Dataset excerpt —
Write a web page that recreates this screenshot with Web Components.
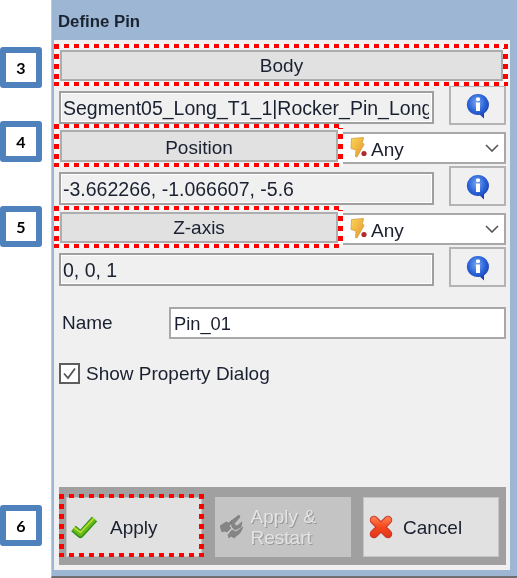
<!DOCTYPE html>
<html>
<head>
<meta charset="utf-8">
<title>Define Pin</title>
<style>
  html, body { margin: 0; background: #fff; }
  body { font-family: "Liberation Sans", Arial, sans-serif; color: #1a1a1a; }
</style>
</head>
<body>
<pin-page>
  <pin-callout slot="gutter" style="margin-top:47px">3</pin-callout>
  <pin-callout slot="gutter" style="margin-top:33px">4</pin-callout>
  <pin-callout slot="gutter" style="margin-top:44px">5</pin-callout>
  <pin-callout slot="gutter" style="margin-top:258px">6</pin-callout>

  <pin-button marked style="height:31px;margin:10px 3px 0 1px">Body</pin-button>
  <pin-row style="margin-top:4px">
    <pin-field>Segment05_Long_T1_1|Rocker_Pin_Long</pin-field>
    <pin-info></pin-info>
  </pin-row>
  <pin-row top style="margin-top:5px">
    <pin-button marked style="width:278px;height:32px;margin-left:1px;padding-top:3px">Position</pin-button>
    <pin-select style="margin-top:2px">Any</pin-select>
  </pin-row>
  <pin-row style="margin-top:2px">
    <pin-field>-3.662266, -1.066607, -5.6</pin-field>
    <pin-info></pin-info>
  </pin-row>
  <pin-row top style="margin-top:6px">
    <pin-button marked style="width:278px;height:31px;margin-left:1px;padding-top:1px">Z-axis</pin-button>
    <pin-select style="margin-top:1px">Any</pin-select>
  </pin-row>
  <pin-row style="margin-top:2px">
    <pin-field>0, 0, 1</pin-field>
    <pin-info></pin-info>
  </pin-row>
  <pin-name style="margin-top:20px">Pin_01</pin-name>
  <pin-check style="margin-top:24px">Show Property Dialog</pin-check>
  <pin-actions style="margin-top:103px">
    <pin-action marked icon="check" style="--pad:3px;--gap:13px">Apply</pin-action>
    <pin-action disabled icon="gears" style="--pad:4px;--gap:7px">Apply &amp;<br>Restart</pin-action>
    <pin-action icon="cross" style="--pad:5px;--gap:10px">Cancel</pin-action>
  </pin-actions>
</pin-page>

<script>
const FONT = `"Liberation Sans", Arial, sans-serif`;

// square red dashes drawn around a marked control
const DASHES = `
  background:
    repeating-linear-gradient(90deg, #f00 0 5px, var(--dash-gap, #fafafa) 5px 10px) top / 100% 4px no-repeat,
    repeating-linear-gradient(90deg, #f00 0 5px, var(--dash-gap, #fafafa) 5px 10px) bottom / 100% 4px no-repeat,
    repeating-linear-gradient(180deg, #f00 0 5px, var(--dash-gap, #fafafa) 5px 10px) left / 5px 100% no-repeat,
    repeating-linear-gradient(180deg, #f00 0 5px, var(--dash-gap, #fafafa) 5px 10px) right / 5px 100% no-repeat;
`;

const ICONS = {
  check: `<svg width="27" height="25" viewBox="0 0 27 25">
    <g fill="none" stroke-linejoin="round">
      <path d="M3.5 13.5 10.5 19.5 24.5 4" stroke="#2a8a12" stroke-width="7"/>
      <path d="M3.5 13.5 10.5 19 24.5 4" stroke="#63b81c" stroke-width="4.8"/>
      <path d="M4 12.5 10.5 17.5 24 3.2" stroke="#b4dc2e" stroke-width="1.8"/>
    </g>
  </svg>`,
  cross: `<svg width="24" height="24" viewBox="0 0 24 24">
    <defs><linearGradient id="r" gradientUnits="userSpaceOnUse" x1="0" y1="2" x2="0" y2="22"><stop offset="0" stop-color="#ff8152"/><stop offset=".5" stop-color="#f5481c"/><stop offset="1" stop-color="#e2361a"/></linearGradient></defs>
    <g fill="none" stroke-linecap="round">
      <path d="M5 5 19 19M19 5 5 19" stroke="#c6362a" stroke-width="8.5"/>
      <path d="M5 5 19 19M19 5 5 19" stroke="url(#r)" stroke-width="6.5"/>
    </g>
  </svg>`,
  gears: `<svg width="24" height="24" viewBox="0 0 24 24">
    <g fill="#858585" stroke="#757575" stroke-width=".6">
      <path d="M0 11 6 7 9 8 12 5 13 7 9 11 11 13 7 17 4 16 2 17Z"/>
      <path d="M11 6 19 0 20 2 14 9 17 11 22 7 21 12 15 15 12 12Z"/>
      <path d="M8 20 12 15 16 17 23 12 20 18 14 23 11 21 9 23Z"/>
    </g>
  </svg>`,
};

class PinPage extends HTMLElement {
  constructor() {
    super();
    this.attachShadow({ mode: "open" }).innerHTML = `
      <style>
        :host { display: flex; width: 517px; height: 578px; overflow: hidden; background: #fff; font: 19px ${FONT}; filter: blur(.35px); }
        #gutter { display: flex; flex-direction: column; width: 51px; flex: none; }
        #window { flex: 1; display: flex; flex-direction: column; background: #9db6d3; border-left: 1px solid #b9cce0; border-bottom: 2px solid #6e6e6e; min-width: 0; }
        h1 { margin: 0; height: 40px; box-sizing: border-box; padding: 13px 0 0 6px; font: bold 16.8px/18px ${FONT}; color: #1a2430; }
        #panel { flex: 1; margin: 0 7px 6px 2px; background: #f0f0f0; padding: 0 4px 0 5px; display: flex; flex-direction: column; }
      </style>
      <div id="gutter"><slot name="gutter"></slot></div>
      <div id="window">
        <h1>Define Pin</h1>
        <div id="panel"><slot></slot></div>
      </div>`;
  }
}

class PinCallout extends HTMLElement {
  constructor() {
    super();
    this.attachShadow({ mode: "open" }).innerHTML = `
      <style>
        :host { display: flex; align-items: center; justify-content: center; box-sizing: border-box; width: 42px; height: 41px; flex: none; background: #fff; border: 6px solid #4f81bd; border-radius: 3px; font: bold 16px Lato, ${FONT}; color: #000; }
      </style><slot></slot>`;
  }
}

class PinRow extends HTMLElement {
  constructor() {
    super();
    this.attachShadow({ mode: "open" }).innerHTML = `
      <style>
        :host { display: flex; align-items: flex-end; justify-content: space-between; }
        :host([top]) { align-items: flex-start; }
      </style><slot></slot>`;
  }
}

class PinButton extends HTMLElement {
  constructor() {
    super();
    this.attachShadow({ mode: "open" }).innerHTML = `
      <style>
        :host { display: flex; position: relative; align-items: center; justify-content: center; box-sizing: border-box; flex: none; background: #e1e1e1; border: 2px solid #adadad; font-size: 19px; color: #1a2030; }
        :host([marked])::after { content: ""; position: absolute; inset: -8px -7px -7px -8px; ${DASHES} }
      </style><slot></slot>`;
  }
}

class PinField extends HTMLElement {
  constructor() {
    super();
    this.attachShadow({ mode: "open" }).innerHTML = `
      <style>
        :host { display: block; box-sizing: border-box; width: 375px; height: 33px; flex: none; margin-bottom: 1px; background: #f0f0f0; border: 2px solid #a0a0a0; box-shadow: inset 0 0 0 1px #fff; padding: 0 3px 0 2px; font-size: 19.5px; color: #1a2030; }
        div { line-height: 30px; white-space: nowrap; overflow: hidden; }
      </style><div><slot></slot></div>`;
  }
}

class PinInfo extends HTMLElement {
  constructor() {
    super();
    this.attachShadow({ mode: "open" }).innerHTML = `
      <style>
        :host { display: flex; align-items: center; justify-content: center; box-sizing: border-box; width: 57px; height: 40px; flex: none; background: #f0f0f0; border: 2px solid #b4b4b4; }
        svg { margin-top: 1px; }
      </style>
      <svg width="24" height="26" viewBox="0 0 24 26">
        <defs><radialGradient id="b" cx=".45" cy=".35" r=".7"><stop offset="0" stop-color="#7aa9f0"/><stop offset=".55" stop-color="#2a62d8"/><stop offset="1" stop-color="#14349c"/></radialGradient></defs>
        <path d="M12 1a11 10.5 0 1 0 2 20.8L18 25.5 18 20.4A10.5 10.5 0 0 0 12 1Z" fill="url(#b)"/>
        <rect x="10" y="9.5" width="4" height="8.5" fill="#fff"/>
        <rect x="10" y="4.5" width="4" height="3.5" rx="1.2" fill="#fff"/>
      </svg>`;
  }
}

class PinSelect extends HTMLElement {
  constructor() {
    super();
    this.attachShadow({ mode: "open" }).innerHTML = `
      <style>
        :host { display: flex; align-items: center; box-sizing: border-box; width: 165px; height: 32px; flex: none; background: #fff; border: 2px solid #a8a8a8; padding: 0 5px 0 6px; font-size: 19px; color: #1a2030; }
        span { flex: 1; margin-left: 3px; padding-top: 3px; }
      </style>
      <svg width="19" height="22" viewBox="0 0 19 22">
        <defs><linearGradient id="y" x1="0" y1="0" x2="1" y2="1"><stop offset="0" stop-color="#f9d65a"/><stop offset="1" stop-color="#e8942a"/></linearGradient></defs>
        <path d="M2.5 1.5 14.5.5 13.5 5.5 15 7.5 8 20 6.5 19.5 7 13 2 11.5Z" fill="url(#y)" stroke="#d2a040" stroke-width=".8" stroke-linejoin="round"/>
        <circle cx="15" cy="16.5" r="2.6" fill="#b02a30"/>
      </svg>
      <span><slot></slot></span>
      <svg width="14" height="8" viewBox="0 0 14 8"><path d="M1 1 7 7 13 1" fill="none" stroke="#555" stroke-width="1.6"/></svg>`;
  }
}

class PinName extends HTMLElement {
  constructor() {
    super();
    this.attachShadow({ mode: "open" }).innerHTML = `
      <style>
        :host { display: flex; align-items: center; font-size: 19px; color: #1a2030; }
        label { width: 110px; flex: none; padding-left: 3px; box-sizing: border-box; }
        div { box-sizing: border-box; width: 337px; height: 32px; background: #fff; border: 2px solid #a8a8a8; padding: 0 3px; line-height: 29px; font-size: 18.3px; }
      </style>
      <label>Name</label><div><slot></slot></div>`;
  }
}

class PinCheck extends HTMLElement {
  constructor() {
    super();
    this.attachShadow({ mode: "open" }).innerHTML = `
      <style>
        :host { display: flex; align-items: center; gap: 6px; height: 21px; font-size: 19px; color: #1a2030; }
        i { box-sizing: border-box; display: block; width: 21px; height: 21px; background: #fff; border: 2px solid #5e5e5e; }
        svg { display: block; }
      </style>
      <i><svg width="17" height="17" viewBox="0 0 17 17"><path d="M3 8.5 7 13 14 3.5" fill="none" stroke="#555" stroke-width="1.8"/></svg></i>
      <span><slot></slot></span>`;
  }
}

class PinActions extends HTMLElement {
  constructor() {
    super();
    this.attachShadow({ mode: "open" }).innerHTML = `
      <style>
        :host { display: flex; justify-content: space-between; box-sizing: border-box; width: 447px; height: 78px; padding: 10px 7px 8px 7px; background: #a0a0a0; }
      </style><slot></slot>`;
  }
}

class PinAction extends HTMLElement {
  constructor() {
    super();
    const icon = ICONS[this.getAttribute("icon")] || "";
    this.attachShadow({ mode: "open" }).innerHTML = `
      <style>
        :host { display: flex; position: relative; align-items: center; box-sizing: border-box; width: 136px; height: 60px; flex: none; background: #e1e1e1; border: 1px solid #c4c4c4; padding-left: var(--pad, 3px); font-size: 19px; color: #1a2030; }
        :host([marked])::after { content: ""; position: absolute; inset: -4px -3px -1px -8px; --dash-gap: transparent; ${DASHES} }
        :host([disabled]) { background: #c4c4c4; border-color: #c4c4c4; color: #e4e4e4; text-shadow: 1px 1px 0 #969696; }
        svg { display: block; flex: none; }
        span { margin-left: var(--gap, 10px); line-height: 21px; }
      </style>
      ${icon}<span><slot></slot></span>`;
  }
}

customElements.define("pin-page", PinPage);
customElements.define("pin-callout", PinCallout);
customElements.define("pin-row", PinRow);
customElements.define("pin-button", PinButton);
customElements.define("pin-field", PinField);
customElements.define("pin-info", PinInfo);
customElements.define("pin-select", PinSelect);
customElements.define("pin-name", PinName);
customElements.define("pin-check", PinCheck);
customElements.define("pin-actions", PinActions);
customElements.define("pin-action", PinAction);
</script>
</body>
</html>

Directions for this task —
Begin at the first line of the data above and repeat each line exactly, stopping after the line containing "</pin-page>". Omit the pictures.

Solution for this exercise —
Write a web page that recreates this screenshot with Web Components.
<!DOCTYPE html>
<html>
<head>
<meta charset="utf-8">
<title>Define Pin</title>
<style>
  html, body { margin: 0; background: #fff; }
  body { font-family: "Liberation Sans", Arial, sans-serif; color: #1a1a1a; }
</style>
</head>
<body>
<pin-page>
  <pin-callout slot="gutter" style="margin-top:47px">3</pin-callout>
  <pin-callout slot="gutter" style="margin-top:33px">4</pin-callout>
  <pin-callout slot="gutter" style="margin-top:44px">5</pin-callout>
  <pin-callout slot="gutter" style="margin-top:258px">6</pin-callout>

  <pin-button marked style="height:31px;margin:10px 3px 0 1px">Body</pin-button>
  <pin-row style="margin-top:4px">
    <pin-field>Segment05_Long_T1_1|Rocker_Pin_Long</pin-field>
    <pin-info></pin-info>
  </pin-row>
  <pin-row top style="margin-top:5px">
    <pin-button marked style="width:278px;height:32px;margin-left:1px;padding-top:3px">Position</pin-button>
    <pin-select style="margin-top:2px">Any</pin-select>
  </pin-row>
  <pin-row style="margin-top:2px">
    <pin-field>-3.662266, -1.066607, -5.6</pin-field>
    <pin-info></pin-info>
  </pin-row>
  <pin-row top style="margin-top:6px">
    <pin-button marked style="width:278px;height:31px;margin-left:1px;padding-top:1px">Z-axis</pin-button>
    <pin-select style="margin-top:1px">Any</pin-select>
  </pin-row>
  <pin-row style="margin-top:2px">
    <pin-field>0, 0, 1</pin-field>
    <pin-info></pin-info>
  </pin-row>
  <pin-name style="margin-top:20px">Pin_01</pin-name>
  <pin-check style="margin-top:24px">Show Property Dialog</pin-check>
  <pin-actions style="margin-top:103px">
    <pin-action marked icon="check" style="--pad:3px;--gap:13px">Apply</pin-action>
    <pin-action disabled icon="gears" style="--pad:4px;--gap:7px">Apply &amp;<br>Restart</pin-action>
    <pin-action icon="cross" style="--pad:5px;--gap:10px">Cancel</pin-action>
  </pin-actions>
</pin-page>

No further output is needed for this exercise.